If your guide is someone well known, like an angel, saint, deity or lwa, your job is easy. You can simply look up the symbol in a book or on the internet. But if your guide is more like a vodou djab, or personal spirit that is with you only, your job is a lot harder. You may be able to find an intuitive that can get that information, but it’s unreliable and can even be dangerous in the wrong hands.

If you’re starting from nothing more than a sense that someone is around you, at least try to get some basic information, like gender (if any), hair color, clothing color, and so on. An intuitive should be able to help with that much. Use that to draw or visualize the best image you can of this guide, and that gets you a little farther down the road.

For example, let’s say your guide has yellow hair, is female, and wears blue jeans with boots and a white shirt. Don’t worry or stress about not knowing anything else, just work with that. Draw a picture or make a figure with those features. The next time you call on her, use that image and keep working at getting more details.

Sometimes the symbol will suddenly show up in your mind as an abstract shape. Sometimes it can be developed as a result of the spirit’s characteristics. That’s where the vodou veves come from, they’re patterns based on what the lwa do and are associated with, such as snakes or sailing ships. That’s why Saint Peter holds the keys to heaven in all the art you see of him, so you know which saint he is.

I hope this has been helpful. Please post something in the comments if I forgot something.

Lwa: The Angels of Vodou

This is one of my favorite sites of all time. It’s extremely educational, please look around it thoroughly:

Gade Nou Leve Society

“God in Vodou is most often seen as distant and not readily accessible to humans. Yes, Vodou is a monotheistic tradition. Oftentimes, God is considered as not accessible because simply “he is too busy.” Meaning that God has the whole universe to take care of, he has many things to do. This is understandable. We see God in the same way Roman Catholics do. He is a good, kind, loving God. Most Vodouisants are also Catholic. We attend mass and church services. One thing about God is certainly true, we listen about God (when we go to mass), we hear about God, but we do not see God. We worship God. Due to all of this, God has invested power in the spirits we know as Lwa.

“The Lwa, unlike God, are readily accessible to us. A Lwa is, at its most basic definition, a spiritual entity. We, Vodouisants, do not worship the Lwa. The Lwa are served. We serve the Lwa by giving them their favorite foods, wearing their colors, observing their sacred days (by abstinence), through Vodou ceremonies, etc. The Lwa in turn serve us. They confer upon us material blessings, physical well being, protection, abundance, etc. See this is a double sided matter. Without us the Lwa would not exist, and without them we would cease to exist as well.

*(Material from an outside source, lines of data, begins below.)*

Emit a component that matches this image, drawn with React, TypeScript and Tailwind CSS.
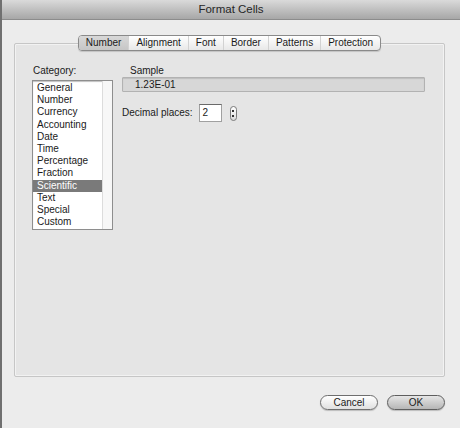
import React from 'react';

const categories = [
  'General',
  'Number',
  'Currency',
  'Accounting',
  'Date',
  'Time',
  'Percentage',
  'Fraction',
  'Scientific',
  'Text',
  'Special',
  'Custom',
];

const tabs = ['Number', 'Alignment', 'Font', 'Border', 'Patterns', 'Protection'];

const font = { fontFamily: '"Liberation Sans", Arial, sans-serif' };

export default function App() {
  return (
    <div
      className="w-[460px] h-[428px] bg-[#ececec] border-l-2 border-[#707070] flex flex-col text-[#1a1a1a] overflow-hidden"
      style={font}
    >
      {/* title bar */}
      <div className="h-[20px] shrink-0 bg-gradient-to-b from-[#dadada] to-[#a7a7a7] border-b border-[#8c8c8c] flex items-center justify-center">
        <span className="text-[11.5px] leading-none text-[#262626]">Format Cells</span>
      </div>

      <div className="flex-1 flex flex-col pl-[12px] pr-[15px]">
        {/* group box */}
        <div className="mt-[23px] h-[334px] bg-[#e5e5e5] border border-[#c6c6c6] rounded-[2px] shadow-[inset_0_0_0_1px_#f2f2f2] flex flex-col">
          {/* tabs */}
          <div className="-mt-[9px] flex justify-center">
            <div className="flex h-[16px] rounded-[4px] border border-[#8a8a8a] bg-gradient-to-b from-[#ffffff] to-[#e8e8e8] overflow-hidden text-[10px] leading-none shadow-[0_1px_1px_rgba(0,0,0,0.15)]">
              {tabs.map((t, i) => (
                <div
                  key={t}
                  className={
                    'flex items-center px-[7px] ' +
                    (i > 0 ? 'border-l border-[#d2d2d2] ' : '') +
                    (i === 0 ? 'bg-gradient-to-b from-[#d8d8d8] to-[#c6c6c6] ' : '')
                  }
                >
                  {t}
                </div>
              ))}
            </div>
          </div>

          <div className="flex pl-[17px] pt-[14px]">
            {/* category column */}
            <div className="flex flex-col w-[90px]">
              <span className="text-[10px] leading-[12px] pl-[1px]">Category:</span>
              <div className="mt-[3px] w-[81px] h-[150px] bg-white border border-[#8e8e8e] shadow-[inset_0_1px_1px_rgba(0,0,0,0.25)] flex">
                <div className="flex-1 flex flex-col pt-[1px]">
                  {categories.map((c) => (
                    <div
                      key={c}
                      className={
                        'h-[12.2px] flex items-center pl-[4px] text-[10px] leading-none ' +
                        (c === 'Scientific' ? 'bg-[#7a7a7a] text-white' : '')
                      }
                    >
                      {c}
                    </div>
                  ))}
                </div>
                <div className="w-[10px] border-l border-[#dcdcdc] bg-[#f7f7f7]" />
              </div>
            </div>

            {/* right side */}
            <div className="flex flex-col w-[303px]">
              <span className="text-[10px] leading-[12px] pl-[8px]">Sample</span>
              <div className="h-[15px] bg-[#d7d7d7] border border-[#b2b2b2] rounded-[1px] shadow-[inset_0_1px_1px_rgba(0,0,0,0.12)] flex items-center pl-[12px] text-[10px] leading-none">
                1.23E-01
              </div>
              <div className="mt-[12px] flex items-center">
                <span className="text-[10px] leading-none">Decimal places:</span>
                <div className="ml-[6px] w-[23px] h-[18px] bg-white border border-[#a0a0a0] border-t-[#6a6a6a] flex items-center pl-[3px] text-[10px] leading-none">
                  2
                </div>
                <div className="ml-[8px] w-[7px] h-[15px] rounded-[4px] border border-[#7a7a7a] bg-gradient-to-b from-[#ffffff] to-[#dddddd] flex flex-col items-center justify-center gap-[3px]">
                  <div className="w-[2px] h-[2px] bg-[#333]" />
                  <div className="w-[2px] h-[2px] bg-[#333]" />
                </div>
              </div>
            </div>
          </div>
        </div>

        {/* buttons */}
        <div className="mt-[18px] flex justify-end gap-[9px]">
          <button className="w-[58px] h-[15px] rounded-full border border-[#6e6e6e] bg-gradient-to-b from-[#ffffff] to-[#e0e0e0] text-[10px] leading-none shadow-[0_1px_1px_rgba(0,0,0,0.2)]">
            Cancel
          </button>
          <button className="w-[58px] h-[15px] rounded-full border border-[#5e5e5e] bg-gradient-to-b from-[#e6e6e6] to-[#b6b6b6] text-[10px] leading-none shadow-[0_1px_1px_rgba(0,0,0,0.2)]">
            OK
          </button>
        </div>
      </div>
    </div>
  );
}
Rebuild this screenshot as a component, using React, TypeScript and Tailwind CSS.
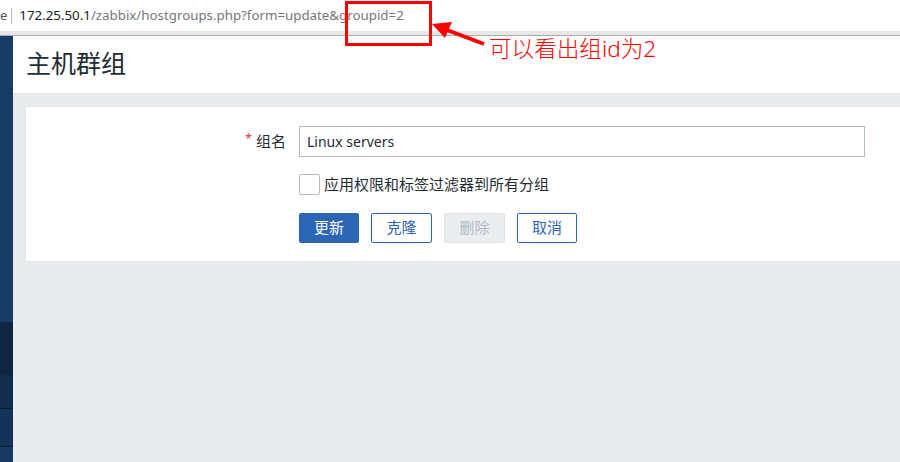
import React from "react";

const font = { fontFamily: '"Noto Sans", "Noto Sans CJK SC", sans-serif' };

export default function App() {
  return (
    <div className="relative w-[900px] h-[462px] overflow-hidden bg-[#e9ecef] flex flex-col" style={font}>
      {/* browser address bar */}
      <div className="h-[31px] bg-white flex items-center shrink-0">
        <span className="text-[13px] text-[#555] ml-0">e</span>
        <span className="w-px h-[16px] bg-[#bbb] ml-[4px] mr-[7px]" />
        <span className="text-[13.3px] text-[#222]">172.25.50.1</span>
        <span className="text-[13.3px] text-[#777]">/zabbix/hostgroups.php?form=update&amp;groupid=2</span>
      </div>
      <div className="h-[5px] bg-[#e8e8e6] border-b border-[#a9a9a7] shrink-0" />
      <div className="flex flex-1">
        {/* sidebar */}
        <div className="w-[13px] flex flex-col shrink-0">
          <div className="h-[286px] bg-[#173c66]" />
          <div className="h-[53px] bg-[#0f2640]" />
          <div className="h-[34px] bg-[#122c4c] border-b border-[#0a1a2e]" />
          <div className="h-[38px] bg-[#143258] border-b border-[#0a1a2e]" />
          <div className="flex-1 bg-[#173a62]" />
        </div>
        {/* main */}
        <div className="flex-1 flex flex-col">
          <div className="h-[58px] bg-white border-b border-[#dfe4e7] flex items-center pl-[13px]">
            <h1 className="text-[25px] text-[#1f2c33] font-normal leading-none mt-[-2px]">主机群组</h1>
          </div>
          <div className="pl-[12px] pt-[12px]">
            <div className="h-[156px] bg-white border border-[#dfe4e7] border-r-0 pt-[19px]">
              <div className="flex items-center h-[31px]">
                <div className="w-[273px] text-right pr-[13px] text-[15px] text-[#1f2c33]">
                  <span className="text-[#e33734] text-[12px] mr-[4px] align-top">*</span>组名
                </div>
                <div className="w-[566px] h-[31px] border border-[#acbbc2] flex items-center px-[7px] text-[14px] text-[#1f2c33]">
                  Linux servers
                </div>
              </div>
              <div className="flex items-center mt-[16px] ml-[273px]">
                <div className="w-[21px] h-[21px] border border-[#acbbc2] rounded-[2px] bg-white" />
                <span className="ml-[4px] text-[15px] text-[#1f2c33]">应用权限和标签过滤器到所有分组</span>
              </div>
              <div className="flex items-center mt-[17px] ml-[273px] gap-[12px]">
                <button className="w-[60px] h-[30px] rounded-[2px] bg-[#2b66b5] text-white text-[15px]">更新</button>
                <button className="w-[61px] h-[30px] rounded-[2px] border border-[#2b66b5] bg-white text-[#2b66b5] text-[15px]">克隆</button>
                <button className="w-[61px] h-[30px] rounded-[2px] border border-[#dfe4e7] bg-[#ebeef0] text-[#acbbc2] text-[15px]">删除</button>
                <button className="w-[60px] h-[30px] rounded-[2px] border border-[#2b66b5] bg-white text-[#2b66b5] text-[15px]">取消</button>
              </div>
            </div>
          </div>
        </div>
      </div>
      {/* annotation overlay */}
      <div className="absolute left-[345px] top-[1px] w-[87px] h-[45px] border-[3px] border-[#ff0000]" />
      <svg className="absolute left-0 top-0" width="900" height="462">
        <line x1="484" y1="44" x2="447" y2="30" stroke="#ff0000" strokeWidth="4" />
        <polygon points="432,24 452,22 445,38" fill="#ff0000" />
      </svg>
      <div className="absolute left-[489px] top-[38px] text-[22.6px] text-[#ff0000] leading-none font-light">可以看出组id为2</div>
    </div>
  );
}
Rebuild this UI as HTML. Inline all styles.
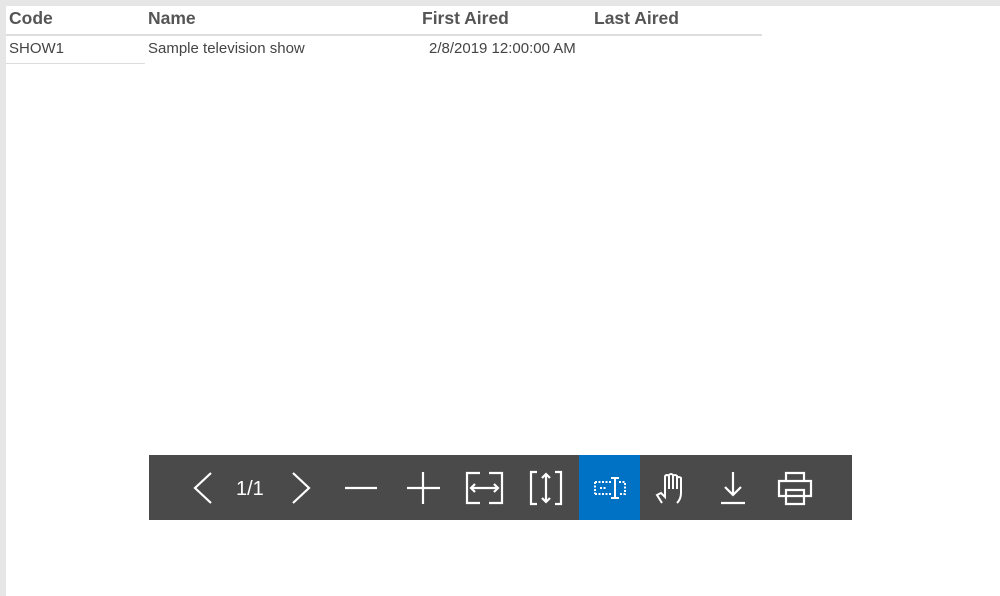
<!DOCTYPE html>
<html><head><style>
body{margin:0;width:1000px;height:596px;background:#e6e6e6;position:relative;overflow:hidden;font-family:"Liberation Sans",Arial,sans-serif}
#pg{position:absolute;left:6px;top:6px;width:994px;height:590px;background:#fff}
.t{position:absolute;white-space:nowrap;color:#555}
.h{font-weight:bold;font-size:17.5px;top:2px}
.r{font-size:15px;top:34px;color:#444}
#tb{position:absolute;left:149px;top:455px;width:703px;height:65px;background:#4a4a4a}
svg{position:absolute}
</style></head><body>
<div id="pg">
<div class="t h" style="left:3px">Code</div>
<div class="t h" style="left:142px">Name</div>
<div class="t h" style="left:416px">First Aired</div>
<div class="t h" style="left:588px">Last Aired</div>
<div style="position:absolute;left:0;top:28px;width:756px;height:2px;background:#ddd"></div>
<div class="t r" style="left:3px">SHOW1</div>
<div class="t r" style="left:142px">Sample television show</div>
<div class="t r" style="left:423px">2/8/2019 12:00:00 AM</div>
<div style="position:absolute;left:0;top:57px;width:139px;height:1px;background:#ddd"></div>
</div>
<div id="tb">
<svg width="703" height="65" fill="none" stroke="#fff" stroke-width="2.2">
<path d="M62 18 L46 33 L62 48"/>
<text x="87" y="40" fill="#fff" stroke="none" font-size="20" font-family="Liberation Sans">1/1</text>
<path d="M144 18 L160 33 L144 48"/>
<path d="M196 33 H228"/>
<path d="M258 33 H291 M274 17 V49"/>
<path d="M331 18 H318 V48 H331 M340 18 H353 V48 H340 M322 33 H349 M326 29 L322 33 L326 37 M345 29 L349 33 L345 37"/>
<path d="M388 17 H382 V49 H388 M406 17 H412 V49 H406 M397 19 V47 M393 23 L397 19 L401 23 M393 43 L397 47 L401 43"/>
<rect x="430" y="0" width="61" height="65" fill="#0072c6" stroke="none"/>
<path d="M446 27 H462 M446 39 H462 M446 27 V39 M451 33 H458 M466 23 V43 M462 23 H470 M462 43 H470 M470 27 H476 V39 H470" stroke-dasharray="2 1.5" stroke-width="2"/>
<path d="M466 23 V43 M462 23 H470 M462 43 H470" stroke-width="2"/>
<path d="M513 48 L508 40 L512 38 L516 42 V22 Q516 20 518 20 Q520 20 520 22 V34 M520 20 Q522 18 524 20 V34 M524 21 Q526 19 528 21 V34 M528 23 Q530 21 532 23 V38 Q532 44 528 48" stroke-width="2"/>
<path d="M584 17 V40 M576 32 L584 40 L592 32 M572 48 H596"/>
<path d="M637 26 V18 H655 V26 M630 26 H662 V41 H630 Z M637 35 H655 V49 H637 Z"/>
</svg>
</div>
</body></html>
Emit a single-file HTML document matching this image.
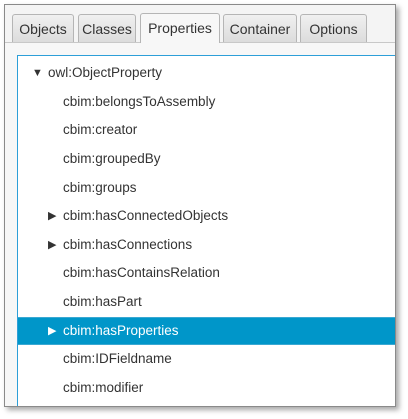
<!DOCTYPE html>
<html><head><style>
html,body{margin:0;width:408px;height:419px;overflow:hidden}
body{background:#fff;position:relative;font-family:"Liberation Sans",sans-serif}
.frame{position:absolute;left:4px;top:4px;width:390px;height:401px;border:1px solid #8a8a8a;background:#f4f4f4;box-shadow:3px 3px 5px rgba(0,0,0,.35);overflow:hidden}
.tab{position:absolute;top:9px;height:28px;border:1px solid #b5b5b5;border-bottom:none;border-radius:3px 3px 0 0;background:linear-gradient(#f0f0f0,#dcdcdc);font-size:14px;color:#333;line-height:28px;text-align:center;box-sizing:border-box}
.pane{position:absolute;left:0;top:37px;right:0;bottom:0;background:#f7f7f7;border-top:1px solid #c8c8c8}
.tree{position:absolute;left:12px;top:50px;right:0;bottom:0;background:#fff;border:1px solid #2d9fd8;border-right:none;border-bottom:none;overflow:hidden}
.row{position:absolute;left:0;width:100%;height:28px;line-height:28px;font-size:13.5px;color:#333}
.row.sel{background:#0096c9;color:#fff;border-top:1px solid #3aa8d2;border-bottom:1px solid #3aa8d2;box-sizing:border-box;line-height:26px}
.arr{position:absolute;font-size:11px}
</style></head><body>
<div class="frame">
<div class="tab" style="left:7px;width:62px">Objects</div>
<div class="tab" style="left:73px;width:58px">Classes</div>
<div class="tab" style="left:135px;width:80px;background:#f7f7f7;top:8px;height:30px;z-index:2">Properties</div>
<div class="tab" style="left:218px;width:74px">Container</div>
<div class="tab" style="left:295px;width:67px">Options</div>
<div class="pane"></div>
<div class="tree">
<div class="row" style="top:3px"><span class="arr" style="left:14px">▼</span><span style="position:absolute;left:30px">owl:ObjectProperty</span></div>
<div class="row" style="top:32px"><span style="position:absolute;left:45px">cbim:belongsToAssembly</span></div>
<div class="row" style="top:60px"><span style="position:absolute;left:45px">cbim:creator</span></div>
<div class="row" style="top:89px"><span style="position:absolute;left:45px">cbim:groupedBy</span></div>
<div class="row" style="top:118px"><span style="position:absolute;left:45px">cbim:groups</span></div>
<div class="row" style="top:146px"><span class="arr" style="left:30px">▶</span><span style="position:absolute;left:45px">cbim:hasConnectedObjects</span></div>
<div class="row" style="top:175px"><span class="arr" style="left:30px">▶</span><span style="position:absolute;left:45px">cbim:hasConnections</span></div>
<div class="row" style="top:203px"><span style="position:absolute;left:45px">cbim:hasContainsRelation</span></div>
<div class="row" style="top:232px"><span style="position:absolute;left:45px">cbim:hasPart</span></div>
<div class="row sel" style="top:261px"><span class="arr" style="left:30px">▶</span><span style="position:absolute;left:45px">cbim:hasProperties</span></div>
<div class="row" style="top:289px"><span style="position:absolute;left:45px">cbim:IDFieldname</span></div>
<div class="row" style="top:318px"><span style="position:absolute;left:45px">cbim:modifier</span></div>
</div>
</div>
</body></html>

Everyone in the world has Lwa. The most significant of the Lwa that may walk with an individual is the Lwa Met Tet. Met Tet literally means Master of the Head. This is similar to what some would consider a Holy Guardian Angel. The Lwa Met Tet of an individual is that individual’s personal guardian. The identity of the Met Tet can be that of a Rada lwa, a Petro lwa, a Gede Lwa, or even a personal Djab the individual has with them.

“You do not choose your Lwa met tet. Just as you do not choose your own Mother or Father. You are born with this Lwa. The Lwa are said to “live in the blood” of an individual. This makes perfect sense, as blood itself is life. That is another reason why loss of blood is so draining, it is in part like losing some of your own power and force, weakening the lwa in your head. Although the lwa reside in the blood, the Met Tet, as named, abides in the head of the individual. This Lwa, as well as the Lwa who walk with the person, are separated from the individual at the time of death. They may then leave or be inherited by someone in the person’s spiritual or biological family.”